Protecting America from international terrorism is another outstanding accomplishment of President Bush’s. Before he took office, the U.S. was repeatedly hit by terrorists. The devastating car bomb attack on the U.S. Marine barracks in Beirut (241 servicemen killed), the destruction of the U.S. embassies in Kenya and Tanzania (301 killed, over 5,000 injured), and the attack on the destroyer USS Cole (17 killed) are just some of those hits. A few months after President Bush was inaugurated, 2,998 people were killed in the infamous suicide attack on the World Trade Center in New York, and the Pentagon. But, once again, that was it.
Only weeks after September 11, President Bush started a devastating war against al-Qaeda, and he was also instrumental in reorganizing our intelligence community to face this 21st century plague. No other terrorist attack on the U.S. has taken place since then, although other countries—Great Britain and Spain among them—had been hit hard. This is another achievement for which President Bush has yet to be given the credit he deserves.
The 2008 Democratic National Convention was entirely focused on denigrating President Bush. Even some Republicans have not been kind to him. President Bush did, indeed, leave a lot to be desired. No American president has ever been perfect. But defending the security of the United States and its prestige around the world is the first and foremost task of any president, and history will certify that President Bush accomplished it exceedingly well.

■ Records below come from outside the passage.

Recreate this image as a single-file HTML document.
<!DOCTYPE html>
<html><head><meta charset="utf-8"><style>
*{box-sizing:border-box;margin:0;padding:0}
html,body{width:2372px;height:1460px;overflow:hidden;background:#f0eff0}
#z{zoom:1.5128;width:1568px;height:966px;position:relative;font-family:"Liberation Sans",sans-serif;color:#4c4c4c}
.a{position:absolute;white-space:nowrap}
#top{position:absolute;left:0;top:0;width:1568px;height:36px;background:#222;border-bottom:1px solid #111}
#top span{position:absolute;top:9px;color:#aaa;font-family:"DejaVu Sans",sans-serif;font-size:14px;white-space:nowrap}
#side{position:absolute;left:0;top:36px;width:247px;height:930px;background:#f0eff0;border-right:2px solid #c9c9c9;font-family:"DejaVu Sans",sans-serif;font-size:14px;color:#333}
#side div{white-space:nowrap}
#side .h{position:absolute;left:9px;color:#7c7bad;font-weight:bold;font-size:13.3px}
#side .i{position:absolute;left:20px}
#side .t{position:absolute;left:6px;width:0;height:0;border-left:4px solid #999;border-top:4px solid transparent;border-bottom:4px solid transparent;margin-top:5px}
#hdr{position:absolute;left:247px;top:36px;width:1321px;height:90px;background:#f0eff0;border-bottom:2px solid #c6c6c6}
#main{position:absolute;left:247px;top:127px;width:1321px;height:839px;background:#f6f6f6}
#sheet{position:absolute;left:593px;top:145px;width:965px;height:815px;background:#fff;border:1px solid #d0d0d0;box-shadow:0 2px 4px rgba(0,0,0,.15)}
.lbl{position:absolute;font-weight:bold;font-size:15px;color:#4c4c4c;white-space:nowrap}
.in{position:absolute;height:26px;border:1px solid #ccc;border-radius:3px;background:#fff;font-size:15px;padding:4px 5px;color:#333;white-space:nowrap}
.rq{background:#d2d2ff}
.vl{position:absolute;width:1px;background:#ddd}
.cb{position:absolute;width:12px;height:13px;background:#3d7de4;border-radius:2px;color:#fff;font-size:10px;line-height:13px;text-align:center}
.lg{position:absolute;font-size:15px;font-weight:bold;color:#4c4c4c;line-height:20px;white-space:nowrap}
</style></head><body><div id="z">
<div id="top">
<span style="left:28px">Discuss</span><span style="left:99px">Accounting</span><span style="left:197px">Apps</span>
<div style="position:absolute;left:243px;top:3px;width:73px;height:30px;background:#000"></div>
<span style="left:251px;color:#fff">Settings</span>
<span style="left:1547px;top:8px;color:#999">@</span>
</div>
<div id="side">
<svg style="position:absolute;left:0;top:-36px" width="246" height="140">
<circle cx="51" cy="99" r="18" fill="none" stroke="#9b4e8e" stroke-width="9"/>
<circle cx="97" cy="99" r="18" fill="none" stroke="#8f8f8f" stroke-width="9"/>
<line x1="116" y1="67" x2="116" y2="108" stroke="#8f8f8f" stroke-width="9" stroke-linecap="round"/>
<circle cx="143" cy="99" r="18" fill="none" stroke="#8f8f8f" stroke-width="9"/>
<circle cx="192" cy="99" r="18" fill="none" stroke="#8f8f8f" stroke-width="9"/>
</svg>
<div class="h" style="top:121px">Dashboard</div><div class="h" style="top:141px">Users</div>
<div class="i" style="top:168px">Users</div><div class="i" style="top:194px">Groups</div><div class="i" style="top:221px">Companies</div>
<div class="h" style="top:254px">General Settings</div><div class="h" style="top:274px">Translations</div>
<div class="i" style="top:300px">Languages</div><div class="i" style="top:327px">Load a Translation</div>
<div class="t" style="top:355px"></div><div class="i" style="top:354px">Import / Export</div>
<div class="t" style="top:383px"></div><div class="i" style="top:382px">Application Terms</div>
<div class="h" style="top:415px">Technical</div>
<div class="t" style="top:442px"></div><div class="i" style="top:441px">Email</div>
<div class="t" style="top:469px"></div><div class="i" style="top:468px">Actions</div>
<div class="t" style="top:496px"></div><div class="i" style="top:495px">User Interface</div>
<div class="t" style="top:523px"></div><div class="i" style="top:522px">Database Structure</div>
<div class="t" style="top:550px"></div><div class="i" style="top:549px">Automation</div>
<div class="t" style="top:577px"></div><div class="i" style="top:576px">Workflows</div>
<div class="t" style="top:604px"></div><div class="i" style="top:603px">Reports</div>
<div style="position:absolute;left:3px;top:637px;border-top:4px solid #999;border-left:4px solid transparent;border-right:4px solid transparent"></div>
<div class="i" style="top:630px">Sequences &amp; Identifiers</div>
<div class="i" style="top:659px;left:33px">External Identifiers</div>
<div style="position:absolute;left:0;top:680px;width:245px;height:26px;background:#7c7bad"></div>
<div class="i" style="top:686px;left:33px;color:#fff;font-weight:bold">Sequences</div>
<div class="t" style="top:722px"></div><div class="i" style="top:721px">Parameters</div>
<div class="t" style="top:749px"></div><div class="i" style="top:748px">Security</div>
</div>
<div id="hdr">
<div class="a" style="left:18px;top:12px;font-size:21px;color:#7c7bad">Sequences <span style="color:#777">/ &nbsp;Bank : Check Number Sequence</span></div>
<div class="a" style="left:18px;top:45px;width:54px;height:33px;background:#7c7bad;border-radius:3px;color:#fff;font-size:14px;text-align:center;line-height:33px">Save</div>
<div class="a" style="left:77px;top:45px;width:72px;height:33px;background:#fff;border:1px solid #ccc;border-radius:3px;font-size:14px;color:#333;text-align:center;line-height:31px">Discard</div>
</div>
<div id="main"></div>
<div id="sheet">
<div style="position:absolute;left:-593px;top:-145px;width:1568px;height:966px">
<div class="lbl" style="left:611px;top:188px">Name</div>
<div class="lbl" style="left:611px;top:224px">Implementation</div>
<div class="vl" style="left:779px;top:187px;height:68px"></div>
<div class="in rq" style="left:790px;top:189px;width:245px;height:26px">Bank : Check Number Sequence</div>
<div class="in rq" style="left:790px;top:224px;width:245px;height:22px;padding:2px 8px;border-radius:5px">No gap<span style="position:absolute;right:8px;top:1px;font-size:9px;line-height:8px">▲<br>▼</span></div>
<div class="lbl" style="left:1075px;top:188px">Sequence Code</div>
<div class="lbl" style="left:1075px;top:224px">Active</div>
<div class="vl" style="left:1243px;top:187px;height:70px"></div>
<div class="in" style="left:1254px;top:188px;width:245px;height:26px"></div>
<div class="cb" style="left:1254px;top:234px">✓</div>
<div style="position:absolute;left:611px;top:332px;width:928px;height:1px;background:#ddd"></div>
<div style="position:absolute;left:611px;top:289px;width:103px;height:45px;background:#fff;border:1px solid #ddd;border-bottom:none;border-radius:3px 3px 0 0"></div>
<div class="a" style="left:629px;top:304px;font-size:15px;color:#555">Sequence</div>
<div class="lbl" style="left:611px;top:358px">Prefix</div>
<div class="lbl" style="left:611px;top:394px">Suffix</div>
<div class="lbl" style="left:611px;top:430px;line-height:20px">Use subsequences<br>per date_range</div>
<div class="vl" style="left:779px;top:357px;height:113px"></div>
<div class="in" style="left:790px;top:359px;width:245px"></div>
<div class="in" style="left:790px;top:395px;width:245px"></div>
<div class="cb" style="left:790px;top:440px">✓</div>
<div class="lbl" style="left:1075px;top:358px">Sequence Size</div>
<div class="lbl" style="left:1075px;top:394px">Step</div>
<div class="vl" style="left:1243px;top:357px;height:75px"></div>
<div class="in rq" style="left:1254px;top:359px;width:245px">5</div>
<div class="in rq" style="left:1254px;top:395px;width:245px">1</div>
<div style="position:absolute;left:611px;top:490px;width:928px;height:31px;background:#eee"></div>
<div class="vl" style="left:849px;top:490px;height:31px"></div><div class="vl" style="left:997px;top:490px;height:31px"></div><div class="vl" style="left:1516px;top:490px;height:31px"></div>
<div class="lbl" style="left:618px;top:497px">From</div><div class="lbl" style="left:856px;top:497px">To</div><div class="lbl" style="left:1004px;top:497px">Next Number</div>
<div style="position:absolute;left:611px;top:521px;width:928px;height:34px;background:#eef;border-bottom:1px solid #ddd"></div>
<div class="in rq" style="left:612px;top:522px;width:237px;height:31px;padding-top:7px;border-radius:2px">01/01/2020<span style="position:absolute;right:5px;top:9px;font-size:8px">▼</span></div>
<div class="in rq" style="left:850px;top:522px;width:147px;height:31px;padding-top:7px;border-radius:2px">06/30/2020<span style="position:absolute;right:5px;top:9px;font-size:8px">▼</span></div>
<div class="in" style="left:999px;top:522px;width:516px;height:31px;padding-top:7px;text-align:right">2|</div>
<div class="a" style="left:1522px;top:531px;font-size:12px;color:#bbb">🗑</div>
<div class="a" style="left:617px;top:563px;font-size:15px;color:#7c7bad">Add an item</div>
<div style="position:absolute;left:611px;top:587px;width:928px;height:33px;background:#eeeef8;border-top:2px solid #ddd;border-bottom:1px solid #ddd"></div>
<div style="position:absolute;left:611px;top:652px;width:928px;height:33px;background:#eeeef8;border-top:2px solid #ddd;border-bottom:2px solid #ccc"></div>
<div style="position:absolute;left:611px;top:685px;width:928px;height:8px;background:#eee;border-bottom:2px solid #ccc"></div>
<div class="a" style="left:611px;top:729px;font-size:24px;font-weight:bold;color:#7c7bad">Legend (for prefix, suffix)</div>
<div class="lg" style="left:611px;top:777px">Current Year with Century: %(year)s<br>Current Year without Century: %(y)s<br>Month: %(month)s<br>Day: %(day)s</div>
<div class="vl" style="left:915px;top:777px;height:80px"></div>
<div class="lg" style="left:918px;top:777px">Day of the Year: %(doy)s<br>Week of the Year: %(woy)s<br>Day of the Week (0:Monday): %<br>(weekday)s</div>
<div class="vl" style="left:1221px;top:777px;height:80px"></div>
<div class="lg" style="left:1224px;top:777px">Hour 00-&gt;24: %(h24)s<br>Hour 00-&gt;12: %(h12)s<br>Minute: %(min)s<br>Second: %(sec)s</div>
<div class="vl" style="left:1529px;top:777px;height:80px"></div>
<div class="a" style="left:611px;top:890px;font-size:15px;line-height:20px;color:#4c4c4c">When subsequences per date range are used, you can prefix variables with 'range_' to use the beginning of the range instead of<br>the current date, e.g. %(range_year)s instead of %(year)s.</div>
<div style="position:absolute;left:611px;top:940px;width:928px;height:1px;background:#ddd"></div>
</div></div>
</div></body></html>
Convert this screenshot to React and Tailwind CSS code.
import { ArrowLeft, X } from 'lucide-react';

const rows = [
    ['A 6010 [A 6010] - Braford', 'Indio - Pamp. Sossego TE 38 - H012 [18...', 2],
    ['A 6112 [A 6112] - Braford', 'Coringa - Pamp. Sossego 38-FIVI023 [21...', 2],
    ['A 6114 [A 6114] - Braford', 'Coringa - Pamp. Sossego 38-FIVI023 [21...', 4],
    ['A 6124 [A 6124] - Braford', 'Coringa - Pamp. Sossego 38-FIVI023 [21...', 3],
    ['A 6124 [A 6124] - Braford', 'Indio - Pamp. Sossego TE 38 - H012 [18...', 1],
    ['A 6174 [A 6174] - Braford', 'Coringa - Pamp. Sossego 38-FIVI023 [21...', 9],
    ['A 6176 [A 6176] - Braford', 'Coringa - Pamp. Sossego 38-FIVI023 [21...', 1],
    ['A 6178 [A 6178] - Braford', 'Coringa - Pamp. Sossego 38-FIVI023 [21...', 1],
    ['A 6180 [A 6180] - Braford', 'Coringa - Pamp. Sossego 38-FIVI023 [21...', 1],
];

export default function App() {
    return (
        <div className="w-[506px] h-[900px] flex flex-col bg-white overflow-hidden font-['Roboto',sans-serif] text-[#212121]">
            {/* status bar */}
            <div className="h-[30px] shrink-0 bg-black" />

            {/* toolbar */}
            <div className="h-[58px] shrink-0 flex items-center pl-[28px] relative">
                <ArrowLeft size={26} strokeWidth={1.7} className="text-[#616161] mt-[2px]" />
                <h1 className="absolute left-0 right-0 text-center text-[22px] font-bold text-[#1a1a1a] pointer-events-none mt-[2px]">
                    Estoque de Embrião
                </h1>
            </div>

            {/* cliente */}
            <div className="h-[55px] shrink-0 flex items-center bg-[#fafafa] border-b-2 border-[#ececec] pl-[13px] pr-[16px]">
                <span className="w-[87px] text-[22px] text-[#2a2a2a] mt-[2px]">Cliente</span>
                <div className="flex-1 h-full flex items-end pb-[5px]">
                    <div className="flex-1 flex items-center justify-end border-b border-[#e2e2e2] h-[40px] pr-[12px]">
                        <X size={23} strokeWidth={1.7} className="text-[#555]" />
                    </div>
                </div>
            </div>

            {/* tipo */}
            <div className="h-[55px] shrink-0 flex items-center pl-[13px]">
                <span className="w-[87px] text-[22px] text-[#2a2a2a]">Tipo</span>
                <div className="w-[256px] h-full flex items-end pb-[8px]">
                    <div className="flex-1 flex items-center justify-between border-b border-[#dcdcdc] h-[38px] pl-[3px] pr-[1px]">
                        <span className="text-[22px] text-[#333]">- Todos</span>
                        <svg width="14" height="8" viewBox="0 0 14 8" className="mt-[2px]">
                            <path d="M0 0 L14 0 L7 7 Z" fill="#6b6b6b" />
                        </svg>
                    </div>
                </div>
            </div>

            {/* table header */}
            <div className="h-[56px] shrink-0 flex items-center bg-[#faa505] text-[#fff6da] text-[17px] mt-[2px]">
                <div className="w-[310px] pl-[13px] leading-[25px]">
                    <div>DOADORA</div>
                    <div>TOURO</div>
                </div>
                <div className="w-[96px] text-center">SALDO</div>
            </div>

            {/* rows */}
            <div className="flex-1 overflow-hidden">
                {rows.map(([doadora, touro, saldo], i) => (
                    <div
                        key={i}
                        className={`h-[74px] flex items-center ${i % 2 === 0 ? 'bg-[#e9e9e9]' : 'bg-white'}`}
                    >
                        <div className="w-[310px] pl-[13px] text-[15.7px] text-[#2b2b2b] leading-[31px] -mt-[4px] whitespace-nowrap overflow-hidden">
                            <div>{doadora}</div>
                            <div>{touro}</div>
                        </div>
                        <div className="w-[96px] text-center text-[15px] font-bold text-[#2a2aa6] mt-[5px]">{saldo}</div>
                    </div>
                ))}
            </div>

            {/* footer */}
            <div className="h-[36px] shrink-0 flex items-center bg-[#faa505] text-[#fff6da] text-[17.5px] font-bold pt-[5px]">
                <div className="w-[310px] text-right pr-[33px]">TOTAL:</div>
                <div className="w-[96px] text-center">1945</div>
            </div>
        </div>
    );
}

I paid with two death sentences—from Romania—for the privilege of becoming an American, and I have dedicated my new life to helping defend this unique country. In 1988, when I became a U.S. citizen, I closed the few words I spoke as a sign of my gratitude with the last paragraph of “The American Creed” by William Tyler Page, a descendent of Carter Braxton, a signer of the Declaration of Independence and of the tenth U.S. President John Tyler, who for many years served as president general of the United States Flag Association: “It is my duty to my Country to love it; to support its Constitution; to obey its laws; to respect its flag, and to defend it against all enemies.” That is exactly what President Bush did.